6.    The meeting accept GW's generous offer to work with Pilatus users to try to increase use of full CBF headers.

7.    The meeting endorses an effort to create a reference implementation of DIALS spot finder running as a script, not as a server.

8.    Inasmuch as the metadata issues discussed above will be providing metadata from multiple sources, Dectris has agreed to endeavor to provide the data that appears in miniCBF headers. The coordinate system is the one defined in the NeXus standard and used in the NeXus NXmx application definition. A link to the default NeXus geometry definitions will be provided on the HDRMX web site. The beamline scientists continue to be responsible for additional geometry data such as complex nesting of axes and non-NeXus-default rotation directions or any vector/axis definitions not covered by the standard.

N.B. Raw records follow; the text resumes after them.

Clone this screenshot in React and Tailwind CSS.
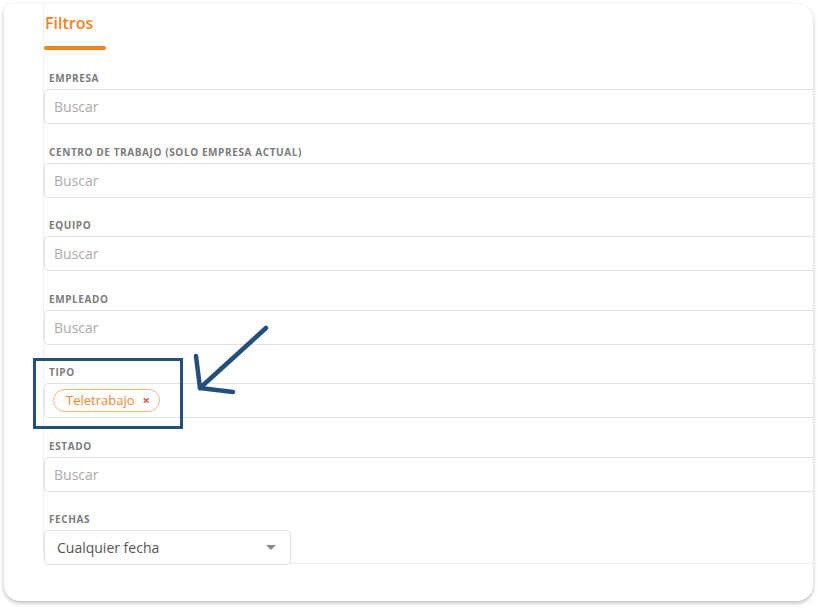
import React from 'react';

const campos = [
  { label: 'Empresa' },
  { label: 'Centro de trabajo (solo empresa actual)' },
  { label: 'Equipo' },
  { label: 'Empleado' },
  { label: 'Tipo', chip: 'Teletrabajo' },
  { label: 'Estado' },
];

const Campo = ({ label, chip }) => (
  <div className="flex flex-col">
    <label className="text-[10px] leading-[14px] font-bold text-[#7b7b7b] uppercase tracking-[0.6px] ml-[5px] mb-1">
      {label}
    </label>
    <div className="h-[35px] w-[900px] border border-[#e2e2e2] rounded-[4px] bg-white flex items-center">
      {chip ? (
        <span className="ml-2 h-[23px] pl-3 pr-[9px] rounded-full border border-[#f7b37a] text-[#f0862a] text-[13px] flex items-center gap-[8px]">
          {chip}
          <span className="text-[#e5534b] text-[13px] font-bold leading-none">×</span>
        </span>
      ) : (
        <span className="ml-[9px] text-[14px] text-[#ababab]">Buscar</span>
      )}
    </div>
  </div>
);

export default function App() {
  return (
    <div className="w-[818px] h-[608px] bg-white pt-1 pl-1" style={{ fontFamily: '"Open Sans", "Noto Sans", sans-serif' }}>
      <div className="relative w-[809px] h-[597px] bg-white rounded-[16px] rounded-tl-[8px] overflow-hidden shadow-[0_2px_4px_rgba(0,0,0,0.26)]">
        <div className="ml-[39px] h-[560px] w-[900px] border-l border-b border-[#efefef] rounded-bl-[8px] pt-[7px]">
          <h2 className="text-[16px] leading-6 font-semibold text-[#f5821f] ml-[1px]">Filtros</h2>
          <div className="mt-[11px] h-1 w-[62px] rounded-full bg-[#f5821f]" />

          <div className="mt-[21px] flex flex-col gap-[20.5px]">
            {campos.map((c) => (
              <Campo key={c.label} {...c} />
            ))}
            <div className="flex flex-col">
              <label className="text-[10px] leading-[14px] font-bold text-[#7b7b7b] uppercase tracking-[0.6px] ml-[5px] mb-1">
                Fechas
              </label>
              <div className="h-[35px] w-[247px] border border-[#e2e2e2] rounded-[4px] bg-white flex items-center justify-between pl-3 pr-[14px]">
                <span className="text-[14px] text-[#555]">Cualquier fecha</span>
                <span className="w-0 h-0 border-l-[5px] border-r-[5px] border-t-[5px] border-l-transparent border-r-transparent border-t-[#8a8a8a]" />
              </div>
            </div>
          </div>
        </div>
      </div>

      {/* anotacion */}
      <div className="absolute left-[33px] top-[358px] w-[150px] h-[71px] border-[3px] border-[#22507a]" />
      <svg className="absolute left-0 top-0 pointer-events-none" width="818" height="608">
        <g stroke="#22507a" strokeWidth="4.5" strokeLinecap="round" strokeLinejoin="round" fill="none">
          <line x1="266" y1="328" x2="200" y2="388" />
          <polyline points="196,356 200,388 233,392" />
        </g>
      </svg>
    </div>
  );
}
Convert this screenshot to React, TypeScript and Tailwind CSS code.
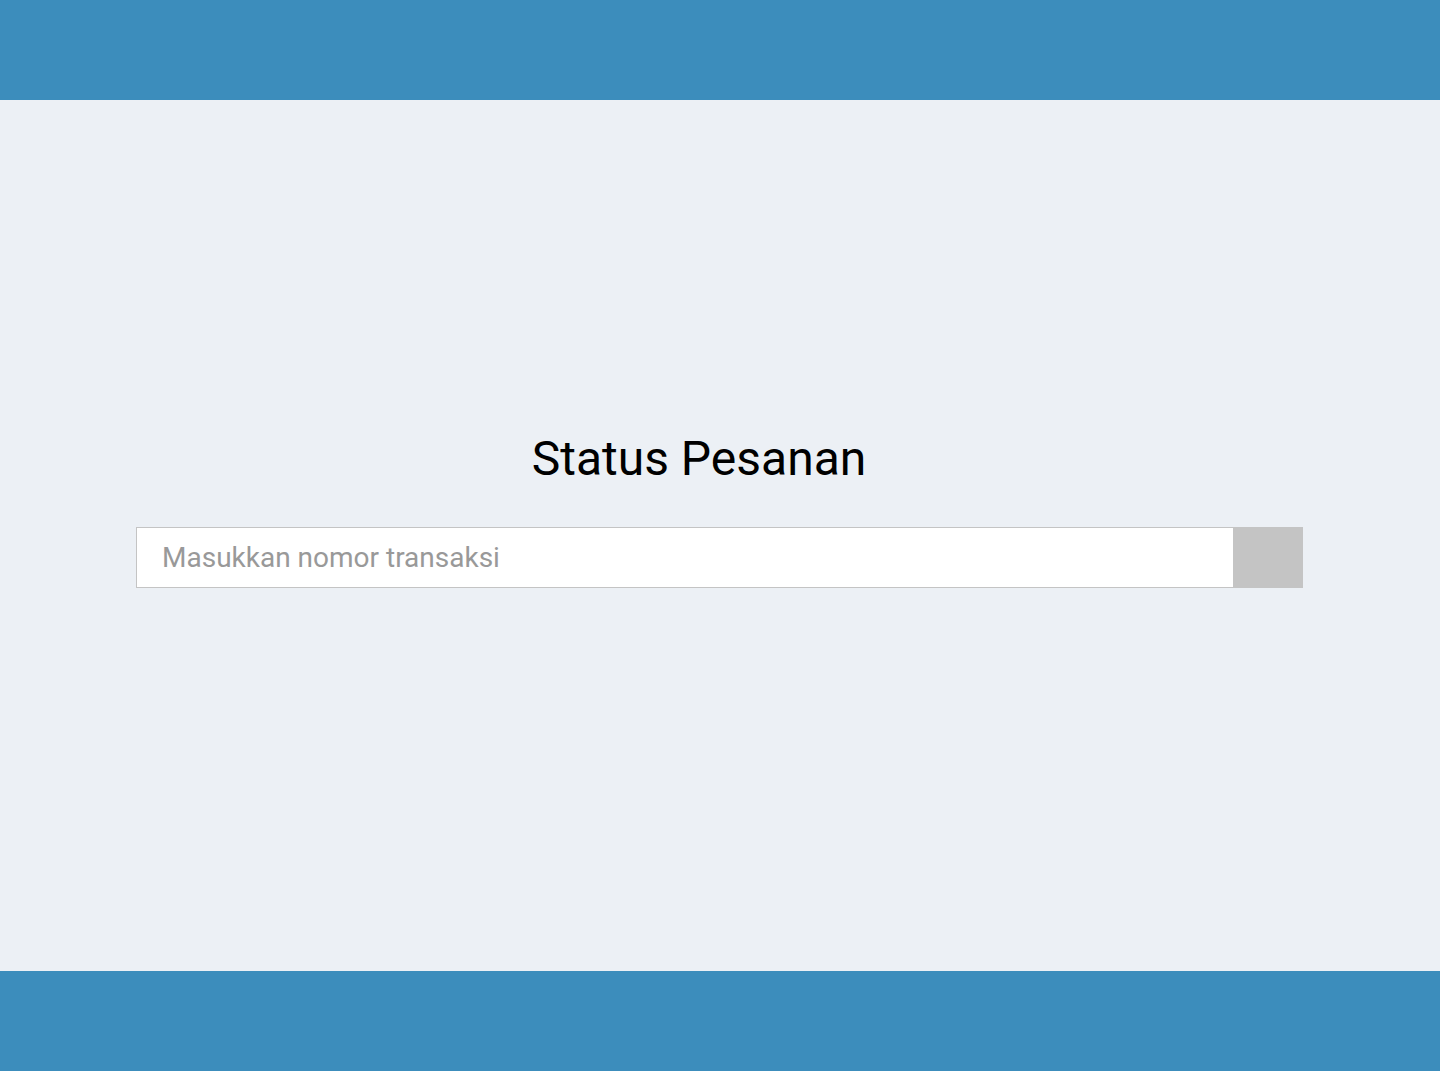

9.    The meeting recommends that for use cases beyond the current Dectris assumptions a working group of this meeting will prepare descriptions of those use cases, forward them to NIAC for appropriate action and the template merge and edit capabilities will be extended to allow beamlines to provide the necessary new master files.

10. The meeting notes that for accepting and processing this data in a timely manner, high bandwidth networks (more than 10 Gb/s) and 10 or more substantial processing nodes are likely to be needed.

11. GW (chair), AB, NKS, WM, TCD, JMH, MS, JN, JJ, MCH, JAW are forming a benchmark committee that will define standard benchmarks, run them and forward results to HJB for the web site. This committee will also investigate the issues surrounding compression of the x-ray data and gather evidence on effectiveness of the various schemes and provide useful examples for the web site. HJB will assist in necessary format conversions and re-bricking data files.

12. The meeting respectfully asks Dectris to investigate if it would possible to have the option of a 40Gb/s interface from the DCU.

 

We are pleased to note the following useful information provided by Takanori Nakane: "Keitaro Yamashita has adapted Cheetah's spot finding routine (mostly used for SFX at XFEL) to receive frames from EIGER ZeroMQ interface; https://github.com/keitaroyam/cheetah/tree/eiger-zmq/eiger-zmq It is used at SPring-8 BL32XU with EIGER 9M."

 

Conclusions

 

This was a particularly collegial, collaborative and effective meeting that achieved its goals and laid the groundwork for future collaborative efforts that should help to improve the efficiency and effectiveness of high data-rate macromolecular crystallography. Having met in person makes it more likely that people will continue to collaborate efficiently in the future.

 



[1] Because these compression filters are heavily used, there are many copies held at many different sites with minor configuration differences that have caused difficulties in integration with various packages. Settling on the NIAC version as the reference copy for this community will hopefully allow for smoother integration.